Diary / Wellness / Sep 26, 2022
My First Time: A Deep Dive into the World of CBD
Written by: Anjali Kumar
*In her column for Just Bobbi, author, advisor and attorney Anjali Kumar is willing to try anything in the name of wellness (at least once). *
Confession: I am kind of a goody two shoes.
I know it is annoying, but I am (largely) a rule follower. Cut me a break, I am a lawyer. So over the past several years when it seemed more and more people I knew were experimenting with cannabidiol (also known as CBD), at first I admit I was downright SHOCKED. “Isn’t that marijuana and illegal??” I found myself naively asking no one in particular in a loud whisper.
But then CBD started popping up everywhere (from the local coffee shop to the corner pharmacy) and in everything (from cocktails to skin care).

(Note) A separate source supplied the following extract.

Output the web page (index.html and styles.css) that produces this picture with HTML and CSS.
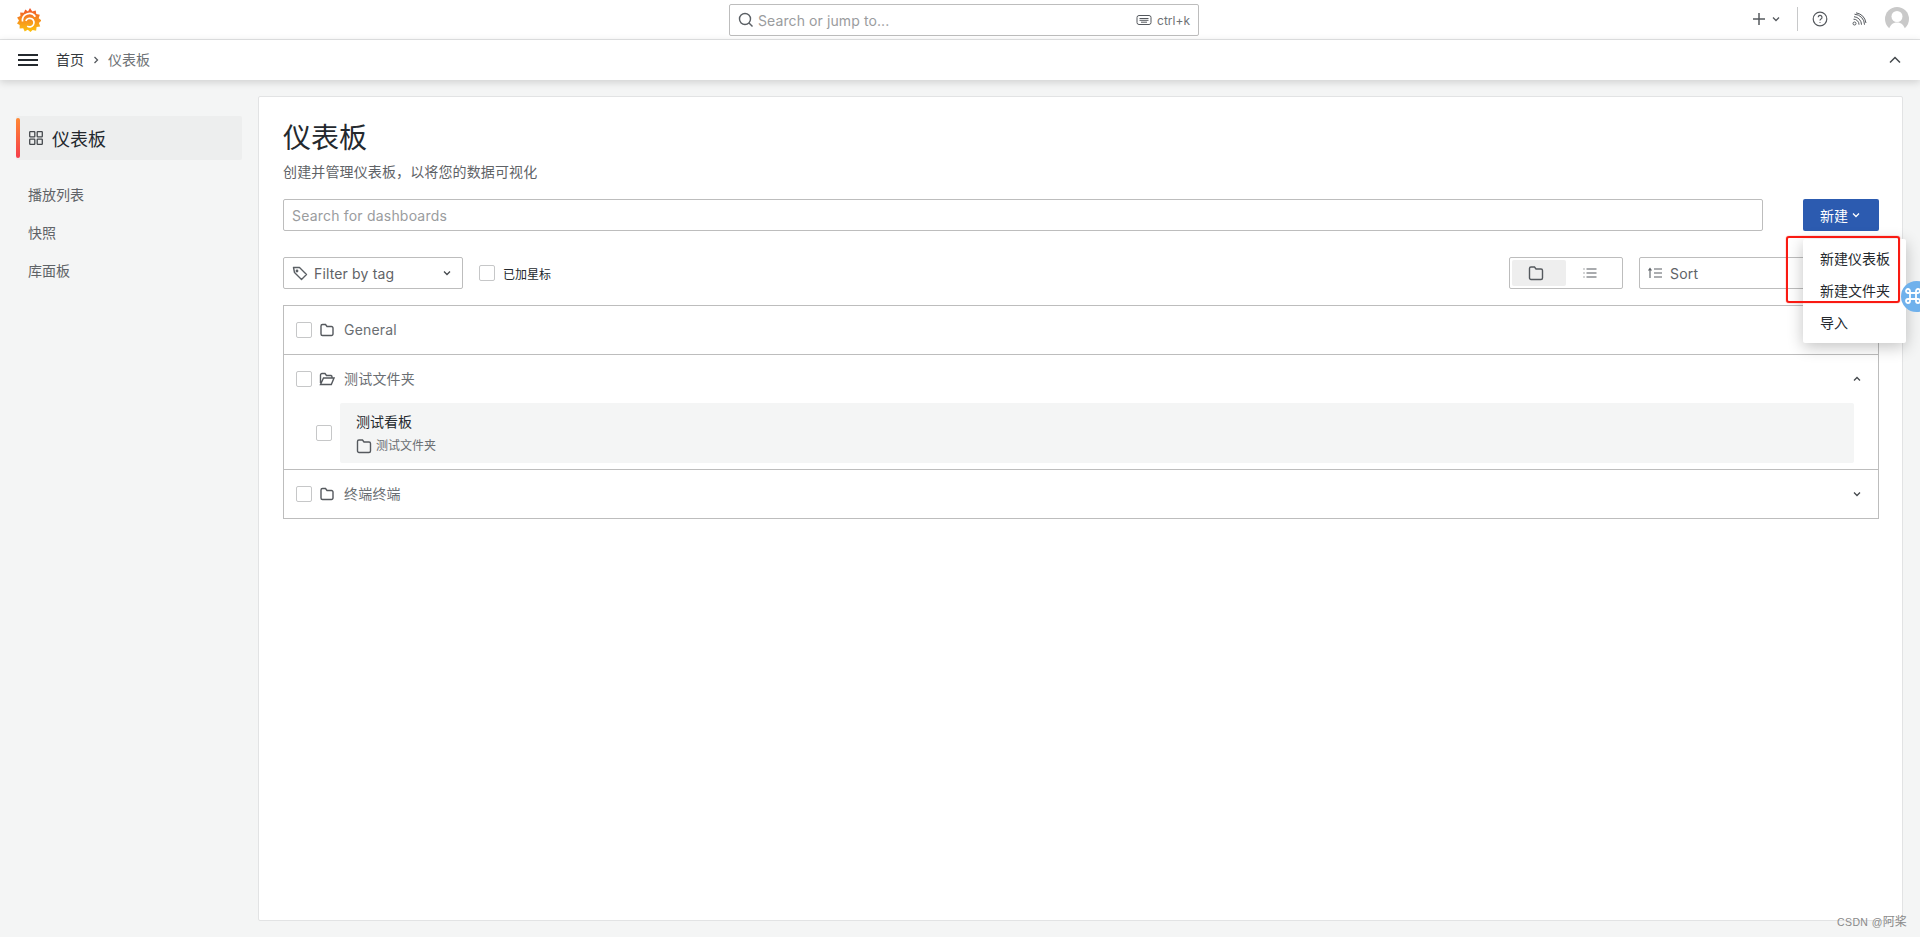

And I read that CBD is the major non-intoxicating component of the hemp plant (translation: it doesn’t get you high). And that the claimed benefits of CBD encompass everything from increasing focus to regulating stress and inflammation to helping you sleep deeper and poop better to alleviating menstrual pain. So I finally gave in to the hype and decided to try it for myself.
Disclaimer: A lot of these claims are just that — claims. There haven’t been enough clinical trials and studies to definitively prove the benefits, at least not yet. But disclaimers be damned and (slightly) uncharacteristically, I decided to pour CBD over every aspect of my life. Why dip a toe in when I could jump into the deep end?
I started by consulting my friend Russell Markus, the founder of Lily CBD, a full spectrum hemp product whose hero product is a sublingual tincture. Russell founded the company as a way to help his mother who had suffered from chronic pain through much of her adult life after a car accident 35 years ago. He had found out that a friend’s mother had been growing high CBD, low THC cannabis in her backyard on the west coast, juicing them in the morning and taking fresh herb filled shots every day to help her inflammation, and Russell decided to investigate the healing properties further. They found it helped in treating his mother’s chronic pain and Lily CBD was born.
Lily CBD works exclusively with farmers who maintain organic practices and sources their CBD just 100 miles outside of New York. Apparently local and organic are not just trendy buzzwords for tomatoes.
Russell set me up with a bottle of Lily CBD 1000 mg CBD oil and instructions for how to incorporate it into my supplement routine over the course of a month. In addition, he wanted me to track (I do love data) my stress level, general pain, bowel movements, and sleep daily. So for the next month, I did the following:
Week One: No CBD
Week Two: Half dropper, 2 to 3 hours before bed
Week Three: Quarter dropper in the morning, and half dropper 2 to 3 hours before bed
Week Four: No CBD
As I mentioned, there is CBD infused into everything you could possibly think of, from water (which I have tried) to tampons (which I haven’t). I got a myriad of other CBD infused products from Fleur Marche, a female-focused cannabis apothecary with a mission to rebrand cannabis as a wellness tool for women, including Apothecanna’s Extra Strength Body Creme (a CBD body cream promising to soothe sore muscles and joints) and the Period Patch from The Good Patch (to help relieve PMS discomfort). I even tried CBD infused skin care in the form of the LYXR CBD Sheet Mask (to hydrate, lift and tighten my skin).
I also got a bottle of Dusted, the first fragrance that contains cannabis flower terpenes, which are organic, aromatic compounds that exist naturally in the essential oils of all plants. Dusted was created by the extraordinarily talented (and very nice smelling) New York City-based scent maker, Victorine Deych, who tells me “one of the key advantages of terpenes is found in their relationship to cannabinoids. Studies have shown that the way many of these molecules interact, create scenarios in which the therapeutic benefits of each plant’s individual components are magnified.” I am not totally sure what any of this means, but what I can tell you is Dusted smells like HEAVEN and if I could douse myself with it, I would. Instead, I showed incredible restraint and applied it to my pulse points throughout the day. (Side note: I love this scent for daily wear and feel calm and centered every time I get a whiff of myself. Also, I am pretty sure I get longer hugs from people because of it, which, depending on the hugger, can be a good or slightly creepy thing.)
I won’t bore you with the data Russell had me track — sharing it probably falls into the category of “TMI” (even for this column). But suffice it to say that by week three, I was definitely sleeping better (and pooping better, if you must know). I am not a particularly anxious person to begin with, but I did find myself a bit more anxious in week four when I stopped taking my daily tincture.
Placebo effect? Perhaps. But the proof to me was in the PMS-pain pudding. I usually have bad pain for about a week leading up to my period (TMI again?) but the month of my CBD experiment, I had no PMS pain til the day before. That day, I rubbed Apothecanna cream onto my abdomen and lower back and slapped on a Period Patch, thinking the cream smelled pleasant enough. My husband said I smelled like Ben Gay so I rolled some Dusted on my pulse points, a little dab under my husband’s nose, and left the ibuprofen in the bottle. Consider me a convert.